In Elebits: The Adventures of Kai and Zero, the gameplay is heavily focused around super-powered Elebits known as Omega Elebits. The goal is to find these special creatures in order to access previously unreachable areas. There's over forty Omega Elebits to track down, and the majority of them are needed to progress through the game. Fire Omegas can light torches and burn various twigs blocking paths, Land Omegas can dig holes revealing hidden grotto and other locations, Ice Omegas can freeze patches of water for a limited time for Kai to cross, and so on. The aim of most areas is to find as many Omega Elebits as possible, solving puzzles with the ones you already have acquired in order to solve the task required of Kai and Zero.
Forget everything you know about the original Elebits. The Adventures of Kai and Zero is almost nothing like the previous adventure. Sure, you can capture Elebits to give watts to your capture gun which can then open doors and pull switches given your gun has enough watts to do so, but the gameplay focuses more on an adventure aspect than the Wii Elebits. In fact, it's closer to a Zelda game than anything else. Omega Elebits are your items like bows, boomerangs, and bombs are Link's arsenal. The game has seven areas to explore that are split up by a world map. By the end of the game you can return to any world you've previously visited on the fly. Each world has a boss encounter which rewards Kai with a health boost much like Zelda's heart containers.

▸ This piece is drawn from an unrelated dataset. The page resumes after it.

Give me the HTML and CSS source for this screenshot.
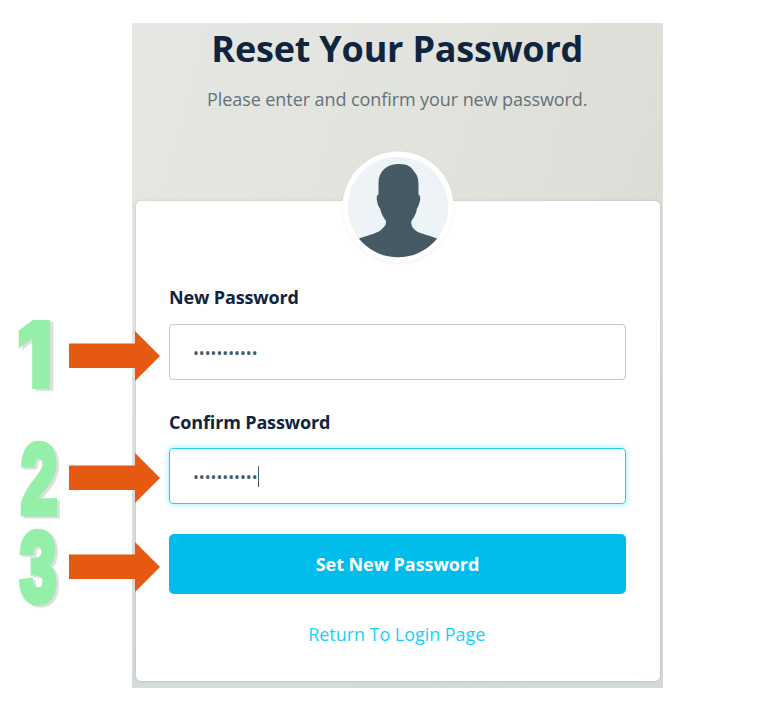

Speaking of boss encounters, this game is packed with brain busters both in battle and in exploration. Boss battles usually take place on both screens forcing the player to know their Omega Elebits and to utilize them well. Again like Zelda, usually a certain item/Omega Elebit at a certain moment of time will damage a boss. Many later encounters force the player to use an arsenal of different Omegas in order to win the day. There aren't really battles outside of bosses. There's dangerous Elebits that will attack Kai if provoked, but they can be sucked up with her capture gun. The main hazard when exploring come from environmental hazards such as lava and falling rocks, and from dangerous-to-touch black Elebits. Outside of battle, many puzzles loom which will definitely test one's mettle. These aren't simply "hit switch, open door" challenges either. The latter challenges come not from bosses but from the brain-busting puzzles the game throws at you.
Unfortunately, what adventure there is of Kai and Zero is relatively short. The journey can be completed in less than ten hours. There's bonus and optional Omega Elebits that can be gathered by finding them in secret locations or by completing certain in-game tasks including Dewy from Dewy's Adventure. There's also numerous upgrades found in the wild that will boost the amount of watts Kai's capture gun can hold in addition to three Pink Elebits that are hidden in each world. When all three are gathered, they unlock a health-increasing guard boost to collect. Thankfully, all collectibles are listed on the world map screen, so it's easy to see what you've missed.
Elebits is controlled with the d-pad and stylus in tandem. The top screen shows the area map while the bottom screen shows all of the action. You tap Elebits to freeze them, and tap on your Omega Elebit to suck them all up before they escape. You can interact with trees to shake them, poke rocks to uncover hiding Elebits, and move around objects with ease. The shoulder buttons call forth your equipped Omega Elebit's power, and tapping or pressing on the screen will allow you to use it. You can only have access to five Omega Elebits in the quick select tab located at the bottom right corner. This means you'll be constantly switching out Omegas which becomes a swift hassle later on in the game when you need to use six different Omegas at a time but are limited to selecting five from the quick change menu.
Elebits runs rather well with little in the way of slowdown-- though things can get a bit hectic with a lot of Elebits on the screen at the same time. The 2D sprites look gorgeous as do the backgrounds and worlds. Everything looks endearing, and that's all one can ask for from a game of this type. There's a little voice acting, but that only occurs from Kai during specific still-frame cut-scenes. It's just as bad as the original Elebits, so get ready for some nostalgia. The soundtrack is adequate, but there's not a lot that jumps out this time around.
All-in-all, Elebits: The Adventures of Kai and Zero is a worthwhile journey to take with the pair. The adventure is pretty short, however, running only at ten hours. Those looking for Zelda-experience on the DS and didn't find a lot to love with Phantom Hourglass may find a lot to love with Elebits of all games. It's the same formula just with a different coat of paint. Those expecting the Wii original shrunk down to the DS will surely be disappointed.